Au début de son précédent film, Us, c’étaient les lapins. Cette fois, c’est un chimpanzé, ensanglanté, en prologue, qui sera la prémisse d’une scène géniale, unique flashback situé au beau milieu du film. Passé maître pour tisser la toile d’un grand divertissement dans une maestria de mise en scène, pour son troisième film, Jordan Peele retrouve Daniel Kaluuya, le protagoniste de Get Out, et distille ses indices.

Daniel Kaluuya, en plein néo-western dans Nope de Jordan Peele.

Au début, on n’y croit pas trop, en supportant comme lui la spontanéité un peu trop relou de sa soeur (Keke Palmer), alors qu’il reprennent en orphelins le ranch familial. Lui est plutôt du genre flegmatique, à savoir dresser les chevaux sur les tournages… Jusqu’à ce que des « phénomènes » anormaux se produisent, comme aurait dit un certain M. Night Shyamalan. Et cette fois on va commencer à y croire.

Steven Yeun, un représentant des minorités dans Nope de Jordan Peele.
Steven Yeun, génial acteur coréen vu dans Okja de Bong Joon-Ho ou Burning de Lee Chang-Dong.

Nope, créature céleste


Car Nope est un film de leurres destinés à célébrer tous les pouvoirs du cinéma, du sang déversé sur les escaliers en hommage au Shining de Kubrick, jusqu’à Steven Yeun, fabuleux acteur coréen aperçu chez Bong Joon-Ho ou dans Burning de Lee Chang-Dong. Ici, il campe un drôle de cowboy aux enfants facétieux, faisant son show au quelque public qui reste dans le désert californien…

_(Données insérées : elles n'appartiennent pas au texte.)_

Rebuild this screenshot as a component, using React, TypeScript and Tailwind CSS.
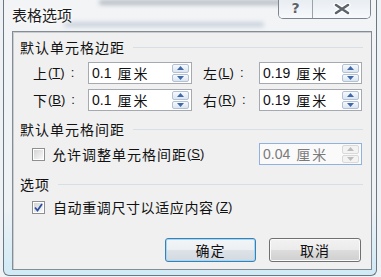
import React from "react";

const latin = "font-['Liberation_Sans','Noto_Sans_CJK_SC',sans-serif]";
const cjk = "font-['Noto_Sans_CJK_SC','Liberation_Sans',sans-serif]";

const Spinner = ({ disabled = false }: { disabled?: boolean }) => {
  const arrow = disabled ? "#bdbdbd" : "#3f69a8";
  const face = disabled
    ? "border-[#d9d9d9] bg-[#f3f3f3]"
    : "border-[#b3c1d3] bg-gradient-to-b from-[#f7fafd] to-[#dbe5f1]";
  return (
    <div className="flex flex-col gap-px w-[17px] py-px">
      <div className={`flex-1 flex items-center justify-center border rounded-[2px] ${face}`}>
        <svg width="7" height="4" viewBox="0 0 7 4">
          <path d="M0 4 L3.5 0 L7 4 Z" fill={arrow} />
        </svg>
      </div>
      <div className={`flex-1 flex items-center justify-center border rounded-[2px] ${face}`}>
        <svg width="7" height="4" viewBox="0 0 7 4">
          <path d="M0 0 L3.5 4 L7 0 Z" fill={arrow} />
        </svg>
      </div>
    </div>
  );
};

const SpinBox = ({
  value,
  className,
  disabled = false,
}: {
  value: string;
  className: string;
  disabled?: boolean;
}) => (
  <div
    className={`flex items-stretch h-[22px] border pl-[3px] pr-[2px] ${
      disabled ? "border-[#8fb3de] bg-[#fafafa] text-[#7a7a7a]" : "border-[#a5a9b0] bg-white text-[#111]"
    } ${className}`}
  >
    <div className="flex-1 flex items-center">
      <span className={`${latin} text-[14px]`}>{value}</span>
      <span className={`${cjk} text-[14px] tracking-[2px] ml-[6px]`}>厘米</span>
    </div>
    <Spinner disabled={disabled} />
  </div>
);

const Label = ({ ch, hot }: { ch: string; hot: string }) => (
  <div className="flex items-center text-[#111]">
    <span className={`${cjk} text-[14px]`}>{ch}</span>
    <span className={`${latin} text-[13px] ml-[1px]`}>
      (<span className="underline underline-offset-[1px]">{hot}</span>)
    </span>
    <span className={`${latin} text-[13px] ml-[6px]`}>:</span>
  </div>
);

const Section = ({ title }: { title: string }) => (
  <div className="flex items-center h-[20px] gap-[8px]">
    <span className={`${cjk} text-[14px] tracking-[1px] text-[#111]`}>{title}</span>
    <div className="flex-1 h-px bg-[#d6dee6]" />
  </div>
);

const CheckBox = ({ checked = false }: { checked?: boolean }) => (
  <div className="w-[13px] h-[13px] border border-[#8e8f8f] bg-white p-px shrink-0">
    <div className="w-full h-full bg-gradient-to-br from-[#d4d4d4] to-[#f9f9f9] flex items-center justify-center">
      {checked && (
        <svg width="9" height="9" viewBox="0 0 9 9">
          <path d="M1 4.5 L3.5 7.5 L8 1" stroke="#2c4fa0" strokeWidth="1.8" fill="none" />
        </svg>
      )}
    </div>
  </div>
);

export default function App() {
  return (
    <div className="w-[381px] h-[277px] bg-[#eef2f5] overflow-hidden">
      <div className="ml-[3px] mr-[4px] h-[276px] flex flex-col border-x border-b border-[#6d7782] rounded-b-[6px] bg-[linear-gradient(to_bottom,#f2f4f6_0%,#eef2f5_75%,#cfeaf6_100%)]">
        {/* title bar, with the blurred page behind the glass */}
        <div className="relative h-[31px] shrink-0 flex justify-between">
          <div className="absolute left-[95px] top-[0px] w-[190px] h-[5px] rounded-full blur-[2px] bg-[#7d8894] opacity-50" />
          <div className="absolute left-[60px] top-[22px] w-[200px] h-[5px] rounded-full blur-[2px] bg-[#8fa0b5] opacity-40" />
          <div className={`relative pl-[8px] pt-[4px] ${cjk} text-[15px] text-[#1b1b1b] [text-shadow:0_0_6px_#fff,0_0_3px_#fff]`}>
            表格选项
          </div>
          <div className="relative flex h-[19px] mr-[5px] border-x border-b border-[#7d8590] rounded-b-[5px] overflow-hidden shadow-[inset_0_-1px_0_#ffffff]">
            <div className="w-[34px] flex items-center justify-center border-r border-[#9aa2ab] bg-[linear-gradient(to_bottom,#e8edf2,#f7f9fb)]">
              <span className="font-['DejaVu_Sans',sans-serif] font-bold text-[14px] text-[#5d6268] [text-shadow:0_0_1px_#fff,0_0_2px_#fff] leading-none mt-[-2px]">
                ?
              </span>
            </div>
            <div className="w-[57px] flex items-center justify-center bg-[linear-gradient(to_bottom,#e8edf2,#f7f9fb)]">
              <svg width="18" height="12" viewBox="0 0 18 12">
                <path d="M3 2 L15 10 M15 2 L3 10" stroke="#ffffff" strokeWidth="5" strokeLinecap="round" />
                <path d="M3 2 L15 10 M15 2 L3 10" stroke="#5e646b" strokeWidth="2.6" strokeLinecap="round" />
              </svg>
            </div>
          </div>
        </div>

        {/* client area */}
        <div className="flex-1 ml-[8px] mr-[4px] mb-[5px] border border-[#868c93] bg-[#f0f0f0] shadow-[inset_1px_1px_0_#c9cdd2] flex flex-col pl-[7px] pr-[8px] pt-[5px]">
          <Section title="默认单元格边距" />
          <div className="flex items-center mt-[5px]">
            <div className="ml-[13px] w-[55px]">
              <Label ch="上" hot="T" />
            </div>
            <SpinBox value="0.1" className="w-[104px]" />
            <div className="ml-[11px] w-[56px]">
              <Label ch="左" hot="L" />
            </div>
            <SpinBox value="0.19" className="w-[103px]" />
          </div>
          <div className="flex items-center mt-[5px]">
            <div className="ml-[13px] w-[55px]">
              <Label ch="下" hot="B" />
            </div>
            <SpinBox value="0.1" className="w-[104px]" />
            <div className="ml-[11px] w-[56px]">
              <Label ch="右" hot="R" />
            </div>
            <SpinBox value="0.19" className="w-[103px]" />
          </div>

          <div className="mt-[8px]">
            <Section title="默认单元格间距" />
          </div>
          <div className="flex items-center mt-[4px]">
            <div className="ml-[12px]">
              <CheckBox />
            </div>
            <span className={`ml-[7px] ${cjk} text-[14px] tracking-[1px] text-[#111]`}>允许调整单元格间距</span>
            <span className={`${latin} text-[13px] text-[#111]`}>
              (<span className="underline underline-offset-[1px]">S</span>)
            </span>
            <SpinBox value="0.04" className="w-[103px] ml-auto mr-[1px]" disabled />
          </div>

          <div className="mt-[9px]">
            <Section title="选项" />
          </div>
          <div className="flex items-center h-[20px] mt-[3px]">
            <div className="ml-[12px]">
              <CheckBox checked />
            </div>
            <span className={`ml-[8px] ${cjk} text-[14px] tracking-[0.6px] text-[#111]`}>自动重调尺寸以适应内容</span>
            <span className={`${latin} text-[13px] text-[#111] ml-[2px]`}>
              (<span className="underline underline-offset-[1px]">Z</span>)
            </span>
          </div>

          <div className="flex mt-[21px] ml-[145px] gap-[13px]">
            <button className={`w-[91px] h-[24px] rounded-[3px] border border-[#3c7fb1] shadow-[inset_0_0_0_1px_#9fd8f8] bg-[linear-gradient(to_bottom,#f3f5f7_0%,#ecf0f3_50%,#dde3e8_50%,#d3dae0_100%)] ${cjk} text-[14px] tracking-[1px] text-[#111]`}>
              确定
            </button>
            <button className={`w-[92px] h-[24px] rounded-[3px] border border-[#707070] shadow-[inset_0_0_0_1px_#fbfbfb] bg-[linear-gradient(to_bottom,#f2f2f2_0%,#ebebeb_50%,#dddddd_50%,#cfcfcf_100%)] ${cjk} text-[14px] tracking-[1px] text-[#111]`}>
              取消
            </button>
          </div>
        </div>
      </div>
    </div>
  );
}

Mais au-delà d’une célébration du cinéma aux séquences souvent époustouflantes, ce divertissement fantastique au sens propre croisant ovnis, teenage comédie ou western, est surtout un portrait alternatif et paradoxalement très réaliste de l’Amérique d’aujourd’hui. Précisément à travers celles et ceux qui lui étaient restées en marge, du cowboy immigré à la soeur lesbienne en passant par le black mort en laissant son ranch à ses enfants.

Trouée dans le ciel et rencontres du Troisième type dans Nope.

La grande qualité de Jordan Peele, c’est de laisser ces pistes de réflexions politiques implicites, tout en les intégrant à un divertissement d’un nouveau genre, « délicieusement débile”, à la recherche de “l’image impossible”. Visibilité des minorités, relecture des mythes hollywoodiens et américains, nouvelle histoire du cinéma à partir des images de Muybridge de l’homme noir à cheval sur lequel s’inscrit le générique.

Nope, phénomènes du Troisième Type

Avec en prime la satire sociale du paraître et du tout-technologique, ça fait parfois beaucoup sur 2h10 dans ce qu’on pourrait appeler ces Phénomènes du Troisième type, quelque part entre Shyamalan et Spielberg. Mais ce Nope titré comme un “ben non” adressé à l’industrie hollywoodienne qui voudrait toujours plus de formatage, reste un objet cinématographique non identifié hautement jouissif et poétique.

Surtout lorsqu’une créature céleste mi-aérienne mi-aquatique qui aspire tout ce qui passe vient flasher tout ce beau monde d’une lanterne magique pendue à un nuage, comme un premier cliché des frères Lumière, si seulement ils avaient été équipés d’un drone… Splendide.

Nope de Jordan Peele (EU, 2h10) avec Daniel Kaluuya, Keke Palmer, Steven Yeun, Brandon Perea, Michael Wincott… Sortie le 10 août. Désormais disponible sur Netflix.

Jordan Peele sur le tournage de Nope, son troisième film.
Jordan Peele sur le tournage de Nope.